A bar F of 1-1/4 x 1/4 inch iron is bolted to the tabernacle's sides, one bolt G being fitted with a thumb [wing] nut, while the bar is slotted on the starboard side to slip over the neck of the bolt, turning on the port bolt.

When G is loosened the bar may be turned over out of the way, and the mast lowered.

To avoid cutting away the floor for a distance aft of the mast, a block of oak E is bolted to the heel of the latter, on the after side. When the mast is lowered the block turns on the edge L lifting the mast out of the step as it falls aft.

In lowering, the halyards are stopped to the mast out of the way, the jib halyard is carried forward and hooked to stem head, the bar F is swung back and the mast is lowered by the jib halyard. The shrouds and also the parrel on the gaff must both be slackened. One man can readily lower and hoist the mast for bridges, etc.

The leads of the various lines are as follows:

jib on cleat a,

throat halyards to cleat d on starboard side, peak to cleat b on same side so that both can be reached at the same time;

staysail halyards on cleat c,

topping lift on cleat e on mast,

staysail downhaul knotted in hole in coaming at f.

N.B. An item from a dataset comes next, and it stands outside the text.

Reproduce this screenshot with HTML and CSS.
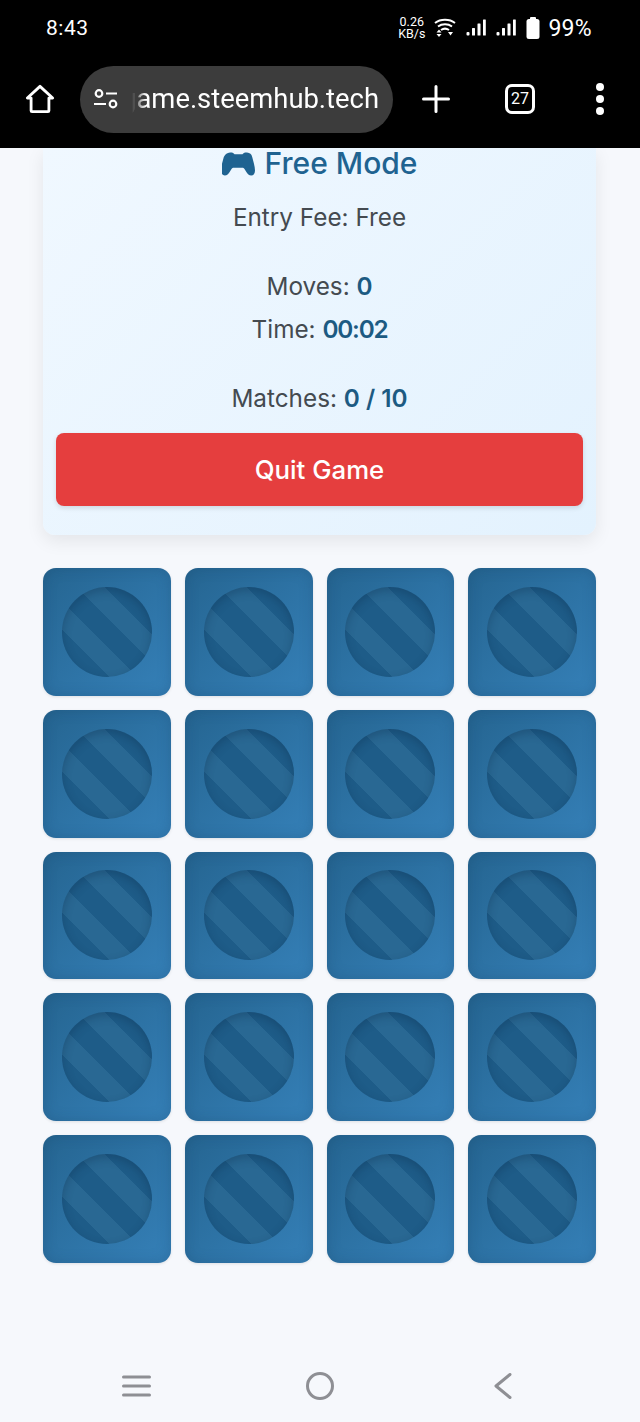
FILE: index.html
```html
<!DOCTYPE html>
<html lang="en">
<head>
    <meta charset="UTF-8">
    <meta name="viewport" content="width=device-width, initial-scale=1.0">
    <title>Free Mode</title>
    <link rel="stylesheet" href="styles.css">
</head>
<body>
    <header class="chrome">
        <div class="status-bar">
            <span class="clock">8:43</span>
            <div class="status-icons">
                <span class="net-speed">0.26<br>KB/s</span>
                <svg class="wifi" width="22" height="20" viewBox="0 0 22 20" fill="none" stroke="#fff" stroke-width="2">
                    <path d="M1 5C6.500 0.800 15.500 0.800 21 5"/>
                    <path d="M4 8.500C8 5.500 14 5.500 18 8.500"/>
                    <path d="M7 12C9.500 10.300 12.500 10.300 15 12"/>
                    <path d="M2.500 14.500h5L5 11.500zM2.500 16h5L5 19zM14 14h5l-2.500 3.500z" fill="#fff" stroke="none"/>
                </svg>
                <svg width="20" height="18" viewBox="0 0 20 18" fill="#fff">
                    <rect x="0.500" y="13" width="3" height="3.500" rx="1"/>
                    <rect x="6" y="9" width="3" height="7.500" rx="0.500"/>
                    <rect x="11.500" y="4.500" width="3" height="12" rx="0.500"/>
                    <rect x="17" y="0.500" width="2.800" height="16" rx="0.500"/>
                </svg>
                <svg width="20" height="18" viewBox="0 0 20 18" fill="#fff">
                    <rect x="0.500" y="13" width="3" height="3.500" rx="1"/>
                    <rect x="6" y="9" width="3" height="7.500" rx="0.500"/>
                    <rect x="11.500" y="4.500" width="3" height="12" rx="0.500"/>
                    <rect x="17" y="0.500" width="2.800" height="16" rx="0.500"/>
                </svg>
                <svg width="14" height="22" viewBox="0 0 14 22" fill="#fff">
                    <rect x="4" y="0" width="6" height="3" rx="1"/>
                    <rect x="0.500" y="2" width="13" height="20" rx="2.500"/>
                </svg>
                <span class="battery">99%</span>
            </div>
        </div>
        <div class="toolbar">
            <svg class="home-icon" width="30" height="30" viewBox="0 0 32 32" fill="none" stroke="#fff" stroke-width="3" stroke-linejoin="round">
                <path d="M2.500 15L16 2.500 29.500 15h-4v13.500a1 1 0 0 1-1 1h-17a1 1 0 0 1-1-1V15z"/>
            </svg>
            <div class="url-pill">
                <svg width="26" height="22" viewBox="0 0 26 22" fill="none" stroke="#fff" stroke-width="2.200">
                    <circle cx="6" cy="5.500" r="3.300"/>
                    <path d="M13 5.500h11M1 16h12"/>
                    <circle cx="20" cy="16" r="3.300"/>
                </svg>
                <div class="url-clip"><span class="url-text">game.steemhub.tech</span></div>
            </div>
            <svg class="plus-icon" width="28" height="28" viewBox="0 0 28 28" stroke="#fff" stroke-width="3" stroke-linecap="round">
                <path d="M14 1.500v25M1.500 14h25"/>
            </svg>
            <div class="tab-count">27</div>
            <div class="dots"><i></i><i></i><i></i></div>
        </div>
    </header>

    <main class="page">
        <section class="panel">
            <h2 class="mode-title">
                <svg width="33" height="24" viewBox="0 0 33 24" fill="#1f6391">
                    <path d="M8 0.500C10 0.200 11.500 0.800 12.500 2.200h8C21.500 0.800 23 0.200 25 0.500c3 .4 4.500 1.500 5.200 4.500 1 4 2.800 9.500 2.800 13.500 0 3-1.500 5-3.800 5-2.200 0-3.700-1.500-5-3.800l-1.700-2.700c-.6-1-1.200-1.300-2.500-1.300h-8c-1.300 0-1.900.3-2.500 1.300l-1.700 2.700c-1.300 2.300-2.800 3.800-5 3.800-2.300 0-3.800-2-3.800-5 0-4 1.800-9.500 2.800-13.500C3.500 2 5 .9 8 .5z"/>
                </svg>
                Free Mode
            </h2>
            <p class="fee">Entry Fee: Free</p>
            <p class="stat stat-moves">Moves: <b>0</b></p>
            <p class="stat stat-time">Time: <b>00:02</b></p>
            <p class="stat stat-matches">Matches: <b>0 / 10</b></p>
            <button class="quit-btn">Quit Game</button>
        </section>

        <section class="board">
            <div class="tile"><span class="disc"></span></div>
            <div class="tile"><span class="disc"></span></div>
            <div class="tile"><span class="disc"></span></div>
            <div class="tile"><span class="disc"></span></div>
            <div class="tile"><span class="disc"></span></div>
            <div class="tile"><span class="disc"></span></div>
            <div class="tile"><span class="disc"></span></div>
            <div class="tile"><span class="disc"></span></div>
            <div class="tile"><span class="disc"></span></div>
            <div class="tile"><span class="disc"></span></div>
            <div class="tile"><span class="disc"></span></div>
            <div class="tile"><span class="disc"></span></div>
            <div class="tile"><span class="disc"></span></div>
            <div class="tile"><span class="disc"></span></div>
            <div class="tile"><span class="disc"></span></div>
            <div class="tile"><span class="disc"></span></div>
            <div class="tile"><span class="disc"></span></div>
            <div class="tile"><span class="disc"></span></div>
            <div class="tile"><span class="disc"></span></div>
            <div class="tile"><span class="disc"></span></div>
        </section>
    </main>

    <footer class="nav-bar">
        <svg width="29" height="22" viewBox="0 0 29 22" stroke="#8e8f94" stroke-width="3" stroke-linecap="round">
            <path d="M1.500 2h26M1.500 11h26M1.500 20h26"/>
        </svg>
        <svg width="28" height="28" viewBox="0 0 28 28" fill="none" stroke="#8e8f94" stroke-width="3">
            <circle cx="14" cy="14" r="12.500"/>
        </svg>
        <svg width="18" height="26" viewBox="0 0 18 26" fill="none" stroke="#8e8f94" stroke-width="3" stroke-linecap="round" stroke-linejoin="round">
            <path d="M16 1.500L2 13l14 11.500"/>
        </svg>
    </footer>
</body>
</html>
```

FILE: styles.css
```css
html, body { margin: 0; padding: 0; }
body { width: 640px; height: 1422px; overflow: hidden; display: flex; flex-direction: column; background: #f6f8fc; font-family: Inter, "Noto Sans", sans-serif; color: #444a50; }

.chrome { height: 148px; flex: none; background: #000; color: #fff; position: relative; z-index: 2; }
.status-bar { height: 66px; display: flex; justify-content: space-between; align-items: center; padding: 0 48px 10px 46px; box-sizing: border-box; }
.clock { font-size: 21px; font-family: Roboto, sans-serif; letter-spacing: 0.5px; }
.status-icons { display: flex; align-items: center; gap: 10px; }
.net-speed { font-size: 12.500px; line-height: 12px; text-align: center; font-family: Roboto, sans-serif; margin-right: -1px; }
.battery { font-size: 23px; font-family: Roboto, sans-serif; letter-spacing: 0.3px; margin-left: -2px; }
.toolbar { height: 66px; display: flex; align-items: center; position: relative; }
.home-icon { margin-left: 25px; flex: none; }
.url-pill { width: 313px; height: 67px; margin-left: 25px; flex: none; box-sizing: border-box; padding-left: 13px; display: flex; align-items: center; gap: 13px; background: #3c3c3c; border-radius: 34px; }
.url-clip { width: 247px; overflow: hidden; white-space: nowrap; direction: rtl; -webkit-mask-image: linear-gradient(to right, transparent 0, #000 14px); mask-image: linear-gradient(to right, transparent 0, #000 14px); }
.url-text { font-family: Roboto, sans-serif; font-size: 27.400px; color: #fff; direction: ltr; unicode-bidi: embed; }
.plus-icon { margin-left: 29px; flex: none; }
.tab-count { width: 24px; height: 24px; margin-left: 55px; flex: none; border: 3px solid #fff; border-radius: 7px; font-family: Roboto, sans-serif; font-size: 16px; line-height: 24px; text-align: center; }
.dots { margin-left: 61px; display: flex; flex-direction: column; gap: 4px; }
.dots i { display: block; width: 8px; height: 8px; border-radius: 50%; background: #fff; }

.page { flex: 1; padding: 0 44px 0 43px; }
.panel { padding: 0 13px 29px; text-align: center; background: linear-gradient(135deg, #f0f8ff, #e3f2fe); border-radius: 0 0 12px 12px; box-shadow: 0 6px 18px rgba(0, 0, 0, 0.08); }
.mode-title { margin: 0; height: 31px; display: flex; justify-content: center; align-items: center; gap: 10px; font-size: 30px; line-height: 31px; font-weight: 500; color: #1f6391; }
.fee { margin: 23px 0 0; font-size: 24.300px; line-height: 30px; }
.stat { margin: 0; font-size: 24.300px; line-height: 30px; padding-top: 13px; }
.stat-moves { padding-top: 39px; }
.stat-matches { padding-top: 39px; }
.stat b { font-weight: 600; color: #1c5a82; }
.stat-time b { letter-spacing: -1.200px; }
.quit-btn { display: block; width: 100%; height: 73px; margin-top: 20px; border: none; border-radius: 8px; background: #e53e3e; color: #fff; font-family: inherit; font-size: 25.800px; font-weight: 500; box-shadow: 0 2px 5px rgba(0, 0, 0, 0.12); }

.board { margin-top: 33px; display: grid; grid-template-columns: repeat(4, 1fr); gap: 14px; }
.tile { aspect-ratio: 1; display: flex; align-items: center; justify-content: center; border-radius: 13px; background: linear-gradient(135deg, #256591, #3580b8); box-shadow: inset 0 0 14px rgba(20, 60, 95, 0.25), 0 1px 3px rgba(0, 0, 0, 0.1); }
.disc { width: 90px; height: 90px; border-radius: 50%; background: repeating-linear-gradient(45deg, #296893 0 13.600px, #1e5c88 13.600px 33.600px, #296893 33.600px 40px); box-shadow: inset 0 4px 10px rgba(10, 40, 70, 0.3); }

.nav-bar { height: 72px; flex: none; display: flex; align-items: center; gap: 155px; padding-left: 122px; box-sizing: border-box; }
.nav-bar svg:last-child { margin-left: 5px; }
```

The mainsail is thus set from the starboard and the head sails from the port side of boom, and the downhaul is handy to the staysail halyard. All are easily reached by leaving the tiller for only a moment, and one man can manage all lines.

The boat has air tanks in each end, a large cuddy forward, and seats in the cockpit. For cruising the seats would fold out, making a bed for two or even three (4 x 7ft.), while a tent would be pitched over the boom.

The yawl rig would answer well for such a boat, but the present one has proved very satisfactory for singlehanded sailing and cruising. Apropos of these boats it may be mentioned that Mr. MacWhirter, formerly of Erith, who built both of Mr. Speed's boats, is now settled at West Brighton, Staten Island, where he is engaged in yacht building.